The legion hopes to rekindle the blue-star practice, she said.

Kling said his grandson, Joshua Devera-Igarta, is in Iraq. He had advice for Joshua and the other deployed men and women.

"Don't be a hero," he said.

Gov. Linda Lingle gave the Memorial Day address. She said she'd heard people compare the war in Iraq to Vietnam, and she thought that was wrong.

The mission in Iraq is a valuable one, she said. She talked of Hawai'i's sons and daughters she had met on a visit to Iraq, and of the importance of the work they were doing.

They were heroes, she said.

The sun came before the 21-gun salute, the playing of taps and a flyover by four Marine Corps CH-53D Sea Stallion helicopters. Steam rose from the damp grass and pavement.

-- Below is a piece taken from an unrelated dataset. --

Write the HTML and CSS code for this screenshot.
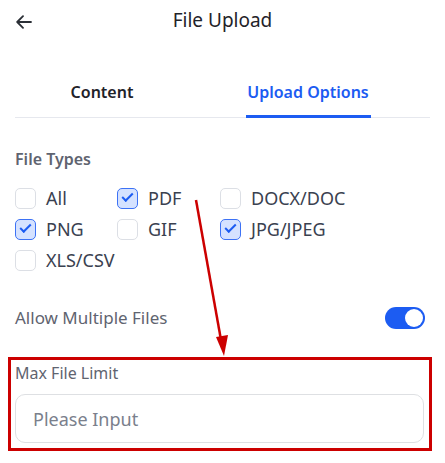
FILE: index.html
```html
<!DOCTYPE html>
<html lang="en">
<head>
    <meta charset="UTF-8">
    <meta name="viewport" content="width=device-width, initial-scale=1.0">
    <title>File Upload</title>
    <link rel="stylesheet" href="styles.css">
</head>
<body>
    <div class="page">
        <div class="header">
            <button class="back" aria-label="Back">
                <svg width="16" height="14" viewBox="0 0 16 14" fill="none" stroke="#2b2f36" stroke-width="1.8" stroke-linecap="round" stroke-linejoin="round">
                    <path d="M15 7H1.5M7 1.2L1.2 7L7 12.8"/>
                </svg>
            </button>
            <h1>File Upload</h1>
        </div>

        <div class="tabs">
            <div class="tab">Content</div>
            <div class="tab active">Upload Options</div>
        </div>

        <div class="section">
            <div class="section-title">File Types</div>
            <div class="types">
                <label class="check"><span class="box"></span>All</label>
                <label class="check"><span class="box on"></span>PDF</label>
                <label class="check"><span class="box"></span>DOCX/DOC</label>
                <label class="check"><span class="box on"></span>PNG</label>
                <label class="check"><span class="box"></span>GIF</label>
                <label class="check"><span class="box on"></span>JPG/JPEG</label>
                <label class="check"><span class="box"></span>XLS/CSV</label>
            </div>
        </div>

        <div class="row-switch">
            <span>Allow Multiple Files</span>
            <span class="switch"><span class="knob"></span></span>
        </div>

        <div class="field highlight">
            <div class="field-label">Max File Limit</div>
            <div class="input">Please Input</div>
        </div>

        <!-- pointer from the file types down to the limit field -->
        <svg class="pointer" width="445" height="463" viewBox="0 0 445 463">
            <line x1="196" y1="200" x2="221" y2="340" stroke="#cc0000" stroke-width="2.5"/>
            <polygon points="216,337 228,335 224,356" fill="#cc0000"/>
        </svg>
    </div>
</body>
</html>
```

FILE: styles.css
```css
body {
    margin: 0;
    background: #fff;
    font-family: "Noto Sans", "Open Sans", sans-serif;
    color: #1f2329;
}
.page {
    position: relative;
    width: 445px;
    height: 463px;
    overflow: hidden;
}
.header {
    height: 40px;
    display: flex;
    align-items: center;
    justify-content: center;
    position: relative;
}
.back {
    position: absolute;
    left: 12px;
    top: 12px;
    width: 24px;
    height: 20px;
    padding: 0;
    border: none;
    background: none;
    display: flex;
    align-items: center;
    justify-content: center;
}
h1 {
    margin: 0;
    font-size: 19px;
    font-weight: 400;
    color: #1f2329;
}
.tabs {
    margin: 26px 15px 0;
    display: grid;
    grid-template-columns: 174px 238px;
    border-bottom: 1px solid #e6e8ee;
    height: 51px;
}
.tab {
    display: flex;
    justify-content: center;
    align-items: center;
    font-size: 16px;
    font-weight: 600;
    color: #1f2329;
    position: relative;
}
.tab.active {
    color: #1c5cf2;
}
.tab.active::after {
    content: "";
    position: absolute;
    bottom: -1px;
    left: 50%;
    width: 125px;
    margin-left: -62px;
    height: 3px;
    background: #1c5cf2;
}
.section {
    padding: 30px 15px 0;
}
.section-title {
    font-size: 16px;
    font-weight: 600;
    color: #5f6470;
    line-height: 22px;
}
.types {
    margin-top: 18px;
    display: grid;
    grid-template-columns: 102px 103px auto;
    row-gap: 10px;
}
.check {
    display: flex;
    align-items: center;
    gap: 10px;
    font-size: 18px;
    color: #3a4150;
    line-height: 21px;
}
.box {
    width: 19px;
    height: 19px;
    border: 1px solid #dcdfe5;
    border-radius: 5px;
    background: #fff;
    position: relative;
}
.box.on {
    background: #d5e2ff;
    border-color: #3d72f5;
}
.box.on::after {
    content: "";
    position: absolute;
    left: 4px;
    top: 4px;
    width: 9px;
    height: 4px;
    border-left: 2px solid #1c5cf2;
    border-bottom: 2px solid #1c5cf2;
    transform: rotate(-45deg);
}
.row-switch {
    margin: 35px 20px 0 15px;
    display: flex;
    justify-content: space-between;
    align-items: center;
    font-size: 17px;
    color: #5f6470;
}
.switch {
    width: 40px;
    height: 22px;
    border-radius: 11px;
    background: #1c5cf2;
    display: flex;
    align-items: center;
    justify-content: flex-end;
    padding: 0 2px;
    box-sizing: border-box;
}
.knob {
    width: 18px;
    height: 18px;
    border-radius: 50%;
    background: #fff;
}
.highlight {
    margin: 28px 13px 0 8px;
    border: 3px solid #cc0000;
    padding: 1px 5px 5px 4px;
}
.field-label {
    font-size: 16px;
    color: #5f6470;
    line-height: 24px;
}
.input {
    margin-top: 9px;
    height: 47px;
    border: 1px solid #dee0e3;
    border-radius: 10px;
    padding: 0 17px;
    display: flex;
    align-items: center;
    font-size: 18px;
    color: #7a808c;
}
.pointer {
    position: absolute;
    left: 0;
    top: 0;
    pointer-events: none;
}
```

Father Richard Rubie, a 75-year-old priest of the St. Francis of Assisi Celtic Catholic Church who celebrates the 1 p.m. Sunday mass at St. Andrew's Cathedral, stepped slowly from beneath the shade of the veterans' tarp as the ceremony ended.

"I've seen enough killing and I've killed enough people," he said.

He'd spent 14 years in the Marine Corps, starting in China at the end of World War II, then fighting at the Chosin Reservoir in Korea.

In combat, he said, people must become like animals to survive.

In 1960 he left the Marine Corps and became a priest.

"To find peace of mind," he said. "The church put me back together."

Rubie said he supports the wars in Iraq and Afghanistan, and hopes that the men and women serving there will look to religion for the strength they will need.

A good sense of humor is also vital, he said.

Whiskey helps, too.

"I put a little in my coffee," he said. "With cream."